What this task involves => Look through the entries below and report how many lines hold the string "page". Only the number is wanted.

Dataset rows =>
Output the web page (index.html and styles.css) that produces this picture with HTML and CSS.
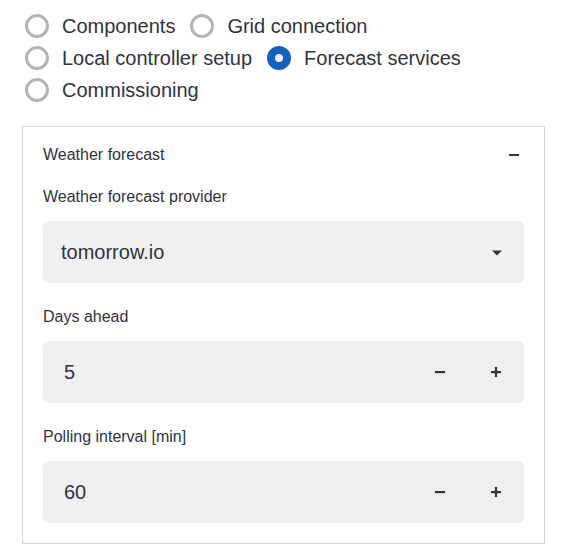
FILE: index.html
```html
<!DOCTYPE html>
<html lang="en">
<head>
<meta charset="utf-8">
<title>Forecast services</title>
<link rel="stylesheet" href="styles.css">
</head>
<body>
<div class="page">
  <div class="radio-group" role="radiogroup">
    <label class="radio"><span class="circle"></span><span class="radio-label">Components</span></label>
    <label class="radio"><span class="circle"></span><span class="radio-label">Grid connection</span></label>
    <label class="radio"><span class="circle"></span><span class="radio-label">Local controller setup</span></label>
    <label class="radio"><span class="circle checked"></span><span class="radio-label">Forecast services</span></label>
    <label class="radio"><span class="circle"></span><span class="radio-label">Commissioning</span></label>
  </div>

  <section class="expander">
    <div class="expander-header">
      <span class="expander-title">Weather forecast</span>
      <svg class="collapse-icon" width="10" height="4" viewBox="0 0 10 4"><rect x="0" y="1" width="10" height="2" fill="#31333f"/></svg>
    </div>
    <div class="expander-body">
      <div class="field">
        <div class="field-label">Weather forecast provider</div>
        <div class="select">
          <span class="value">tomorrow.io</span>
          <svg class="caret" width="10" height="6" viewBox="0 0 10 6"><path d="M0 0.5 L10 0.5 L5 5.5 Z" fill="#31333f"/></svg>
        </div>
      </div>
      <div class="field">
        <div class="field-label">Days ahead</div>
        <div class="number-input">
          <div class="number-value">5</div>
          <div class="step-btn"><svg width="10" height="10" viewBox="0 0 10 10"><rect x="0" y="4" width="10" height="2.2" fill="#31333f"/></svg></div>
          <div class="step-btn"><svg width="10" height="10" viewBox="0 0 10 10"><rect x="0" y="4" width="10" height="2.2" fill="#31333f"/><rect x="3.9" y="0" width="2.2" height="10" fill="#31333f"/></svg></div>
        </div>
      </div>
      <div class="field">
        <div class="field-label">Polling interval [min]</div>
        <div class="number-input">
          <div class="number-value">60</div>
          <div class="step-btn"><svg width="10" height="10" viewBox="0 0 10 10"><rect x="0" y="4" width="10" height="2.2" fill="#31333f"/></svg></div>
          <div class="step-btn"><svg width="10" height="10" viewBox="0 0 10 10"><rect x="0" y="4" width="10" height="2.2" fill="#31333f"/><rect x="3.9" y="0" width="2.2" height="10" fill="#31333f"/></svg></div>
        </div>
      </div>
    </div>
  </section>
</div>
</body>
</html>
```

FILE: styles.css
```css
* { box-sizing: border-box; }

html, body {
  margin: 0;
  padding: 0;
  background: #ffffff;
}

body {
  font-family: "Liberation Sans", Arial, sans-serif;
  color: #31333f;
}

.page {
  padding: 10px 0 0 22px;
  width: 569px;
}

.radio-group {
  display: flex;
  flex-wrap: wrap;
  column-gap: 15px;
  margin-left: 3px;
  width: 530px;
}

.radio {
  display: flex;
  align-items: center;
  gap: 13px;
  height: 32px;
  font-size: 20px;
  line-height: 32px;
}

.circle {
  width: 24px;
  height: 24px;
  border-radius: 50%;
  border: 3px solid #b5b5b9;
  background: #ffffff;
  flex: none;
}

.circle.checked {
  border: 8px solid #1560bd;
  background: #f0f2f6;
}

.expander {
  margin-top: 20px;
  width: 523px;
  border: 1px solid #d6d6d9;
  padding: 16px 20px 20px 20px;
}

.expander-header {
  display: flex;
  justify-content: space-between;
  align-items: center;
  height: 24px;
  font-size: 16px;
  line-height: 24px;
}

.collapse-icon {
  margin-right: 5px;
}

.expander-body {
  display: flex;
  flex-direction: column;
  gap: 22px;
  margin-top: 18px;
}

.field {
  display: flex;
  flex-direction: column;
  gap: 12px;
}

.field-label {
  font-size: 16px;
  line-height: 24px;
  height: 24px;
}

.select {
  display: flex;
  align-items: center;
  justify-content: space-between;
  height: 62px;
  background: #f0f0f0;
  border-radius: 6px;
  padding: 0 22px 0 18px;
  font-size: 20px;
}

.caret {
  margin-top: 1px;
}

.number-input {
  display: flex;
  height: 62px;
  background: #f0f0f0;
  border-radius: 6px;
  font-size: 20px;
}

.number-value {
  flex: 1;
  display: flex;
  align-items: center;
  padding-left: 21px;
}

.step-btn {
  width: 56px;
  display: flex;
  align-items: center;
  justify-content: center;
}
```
--
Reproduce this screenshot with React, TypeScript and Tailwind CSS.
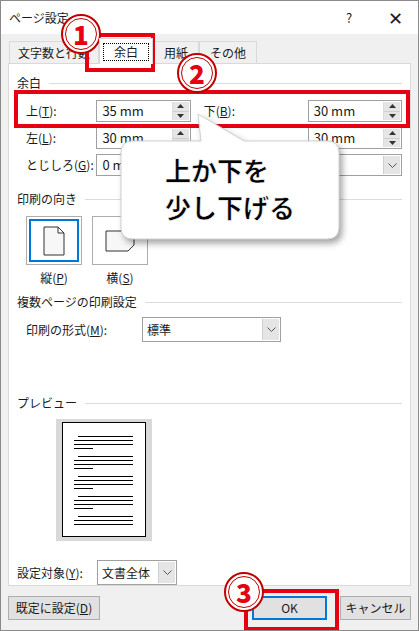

Full output => 3